Images are not part of the copy; transcribe all the data exactly.

--- begin Given data ---

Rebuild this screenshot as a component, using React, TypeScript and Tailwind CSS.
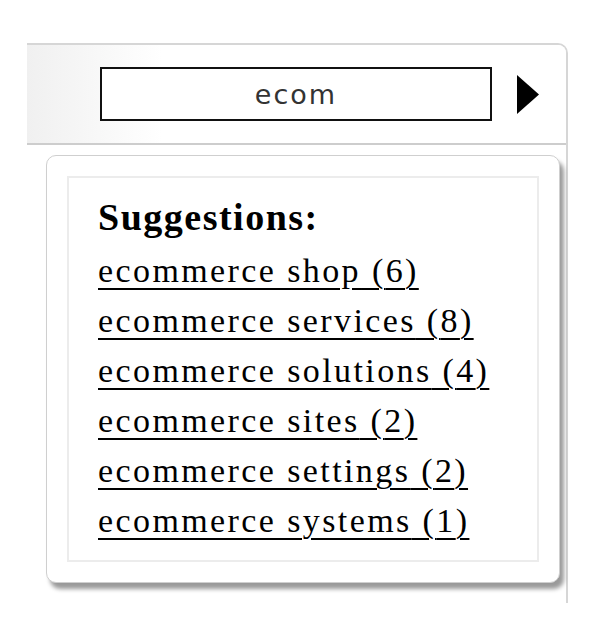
import React from 'react';

const suggestions = [
  { label: 'ecommerce shop', count: 6 },
  { label: 'ecommerce services', count: 8 },
  { label: 'ecommerce solutions', count: 4 },
  { label: 'ecommerce sites', count: 2 },
  { label: 'ecommerce settings', count: 2 },
  { label: 'ecommerce systems', count: 1 },
];

const serif = { fontFamily: '"Liberation Serif", "Times New Roman", serif' };

const App: React.FC = () => {
  return (
    <div className="w-[610px] h-[642px] bg-white pt-[43px] pl-[27px]">
      <div className="w-[541px] h-[560px] border-t-2 border-r-2 border-[#d6d6d6] rounded-tr-[10px]">
        {/* search bar */}
        <div className="h-[100px] flex items-center pl-[73px] border-b-2 border-[#cdcdcd] rounded-tr-[8px] bg-gradient-to-r from-[#f0f0f0] via-white via-[25%] to-white">
          <input
            type="text"
            defaultValue="ecom"
            className="w-[392px] h-[54px] border-2 border-[#111] bg-white text-center text-[27px] tracking-[2px] text-[#333] outline-none"
            style={{ fontFamily: '"DejaVu Sans", Verdana, sans-serif' }}
          />
          <svg width="22" height="39" viewBox="0 0 22 39" className="ml-[25px]">
            <polygon points="0,0 22,19.5 0,39" fill="#000" />
          </svg>
        </div>

        {/* suggestions dropdown */}
        <div className="ml-[19px] mt-[10px] w-[514px] h-[428px] p-[20px] bg-white border border-[#cfcfcf] rounded-[10px] shadow-[4px_6px_4px_rgba(0,0,0,0.4)]">
          <div className="h-full border-2 border-[#ececec] pl-[29px] pt-[15px]" style={serif}>
            <div className="text-[38px] leading-[49px] tracking-[1.5px] font-bold text-black mb-[4px]">Suggestions:</div>
            <ul className="flex flex-col">
              {suggestions.map((s) => (
                <li key={s.label} className="text-[34px] leading-[50px] h-[50px]">
                  <a
                    href="#"
                    className="tracking-[2.4px] text-black underline decoration-2 underline-offset-[6px]"
                  >
                    {s.label} ({s.count})
                  </a>
                </li>
              ))}
            </ul>
          </div>
        </div>
      </div>
    </div>
  );
};

export default App;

--- end Given data ---

**Reply to the task:**
Rebuild this screenshot as a component, using React, TypeScript and Tailwind CSS.
import React from 'react';

const suggestions = [
  { label: 'ecommerce shop', count: 6 },
  { label: 'ecommerce services', count: 8 },
  { label: 'ecommerce solutions', count: 4 },
  { label: 'ecommerce sites', count: 2 },
  { label: 'ecommerce settings', count: 2 },
  { label: 'ecommerce systems', count: 1 },
];

const serif = { fontFamily: '"Liberation Serif", "Times New Roman", serif' };

const App: React.FC = () => {
  return (
    <div className="w-[610px] h-[642px] bg-white pt-[43px] pl-[27px]">
      <div className="w-[541px] h-[560px] border-t-2 border-r-2 border-[#d6d6d6] rounded-tr-[10px]">
        {/* search bar */}
        <div className="h-[100px] flex items-center pl-[73px] border-b-2 border-[#cdcdcd] rounded-tr-[8px] bg-gradient-to-r from-[#f0f0f0] via-white via-[25%] to-white">
          <input
            type="text"
            defaultValue="ecom"
            className="w-[392px] h-[54px] border-2 border-[#111] bg-white text-center text-[27px] tracking-[2px] text-[#333] outline-none"
            style={{ fontFamily: '"DejaVu Sans", Verdana, sans-serif' }}
          />
          <svg width="22" height="39" viewBox="0 0 22 39" className="ml-[25px]">
            <polygon points="0,0 22,19.5 0,39" fill="#000" />
          </svg>
        </div>

        {/* suggestions dropdown */}
        <div className="ml-[19px] mt-[10px] w-[514px] h-[428px] p-[20px] bg-white border border-[#cfcfcf] rounded-[10px] shadow-[4px_6px_4px_rgba(0,0,0,0.4)]">
          <div className="h-full border-2 border-[#ececec] pl-[29px] pt-[15px]" style={serif}>
            <div className="text-[38px] leading-[49px] tracking-[1.5px] font-bold text-black mb-[4px]">Suggestions:</div>
            <ul className="flex flex-col">
              {suggestions.map((s) => (
                <li key={s.label} className="text-[34px] leading-[50px] h-[50px]">
                  <a
                    href="#"
                    className="tracking-[2.4px] text-black underline decoration-2 underline-offset-[6px]"
                  >
                    {s.label} ({s.count})
                  </a>
                </li>
              ))}
            </ul>
          </div>
        </div>
      </div>
    </div>
  );
};

export default App;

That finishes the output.